Per questo le conclusioni di Venezia saranno importanti: l’obiettivo è alzare il livello dei fondi dai paesi ricchi e inquinanti a quelli poveri, ma intanto anche raggiungere la quota 100 miliardi promessa a Parigi sarebbe un risultato. Tra gli strumenti finanziari per i quali serve un’agenda Venezia c’è anche un maggiore respiro per i paesi deboli sul debito. Nel 2020 cinque hanno fatto default (Argentina, Suriname, Libano, Zambia ed Ecuador), 72 sono considerati vulnerabili dall’Onu, 19 gravemente vulnerabili.

Non possono navigare la crisi climatica e contemporaneamente quella debitoria. L’altro fronte aperto sono le riforme per rendere la finanza uno strumento di azione ambientale. I tavoli aperti sono tanti: standard di tassonomia globale, allineamento delle banche multilaterali di sviluppo all’accordo di Parigi, rendicontazione ambientale trasparente degli investimenti.
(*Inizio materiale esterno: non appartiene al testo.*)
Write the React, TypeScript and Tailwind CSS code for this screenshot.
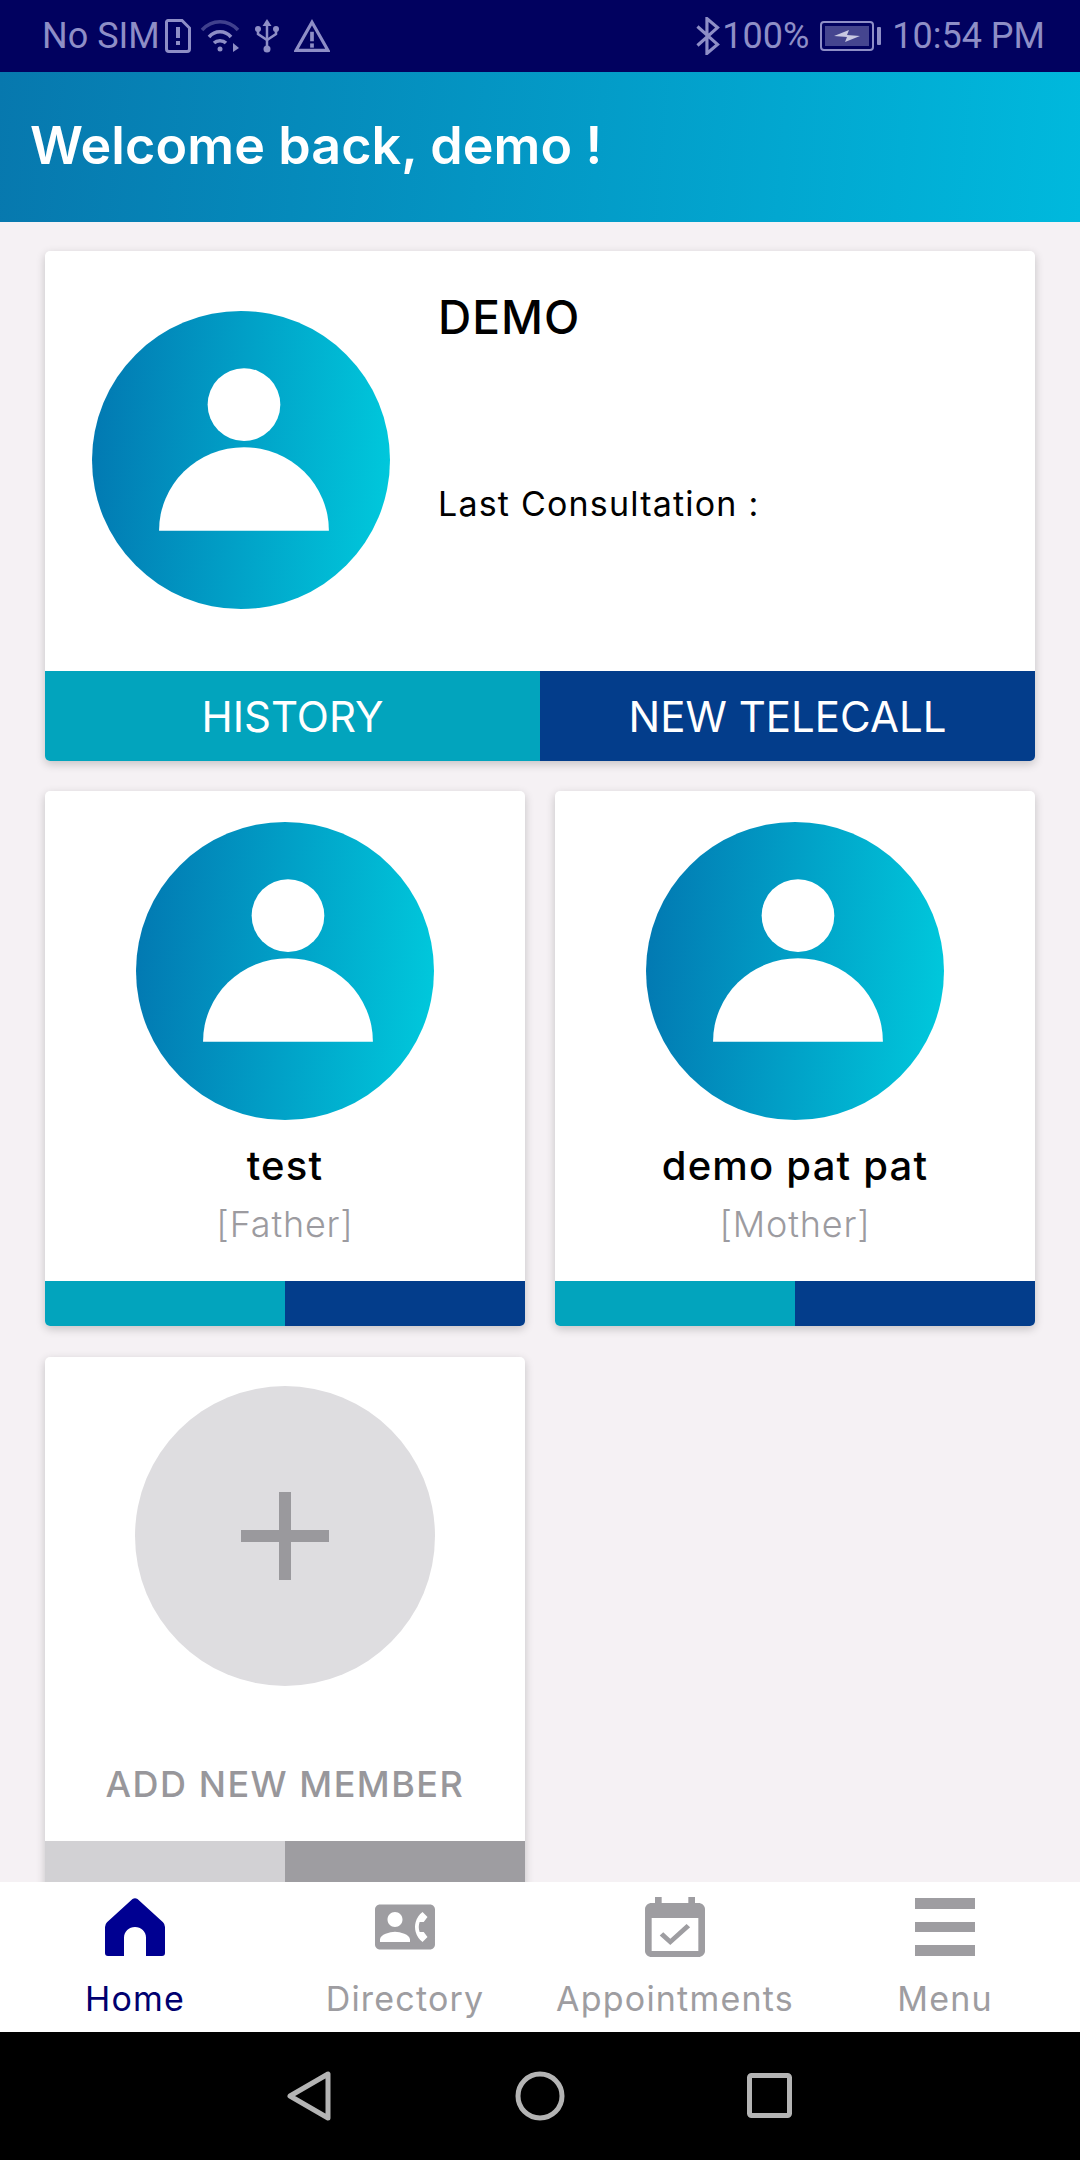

Ma la linea di conflitto vera è la carbon border tax per colpire il contenuto di emissioni nei prodotti lungo le filiere globali.

È un’antica battaglia europea, piace poco agli Usa, per niente a Cina e India. È una delle principali fonti di disaccordo quando si parla di finanza, fiscalità e clima. Il commissario Paolo Gentiloni ha aperto le ostilità: «Per una tassazione green ora o mai più», ha detto, prima di annunciare le misure europee in arrivo, tra cui il meccanismo di aggiustamento del prezzo del carbonio alle frontiere. In pratica la carbon tax, una misura sulla quale ci sono idee molto diverse dai due lati dell’Atlantico.

Già a marzo Kerry aveva avvisato che questa misura rischia di avere «serie implicazioni sulle economie, le relazioni e il commercio». A Venezia Yellen ha usato i toni felpati di chi è abituata a parlare ai mercati, spiegando che la posizione Usa è concentrarsi sulle policy dei singoli paesi e non su un prezzo esplicito al carbonio stesso.

Tradotto: se tutti fanno i compiti a casa, ci sono strade migliori di una tassa globale. Secondo Luca Bergamaschi del centro studi sul clima Ecco una carbon tax è «più uno strumento di pressione che una strada praticabile a livello globale, anzi, rischia di esacerbare relazioni già difficili con Cina e India, minando la cooperazione internazionale». Sulla retorica per il clima i paesi G20 sono sulla stessa linea. Sulle soluzioni, ci stiamo ancora lavorando, ma a Glasgow mancano solo tre mesi.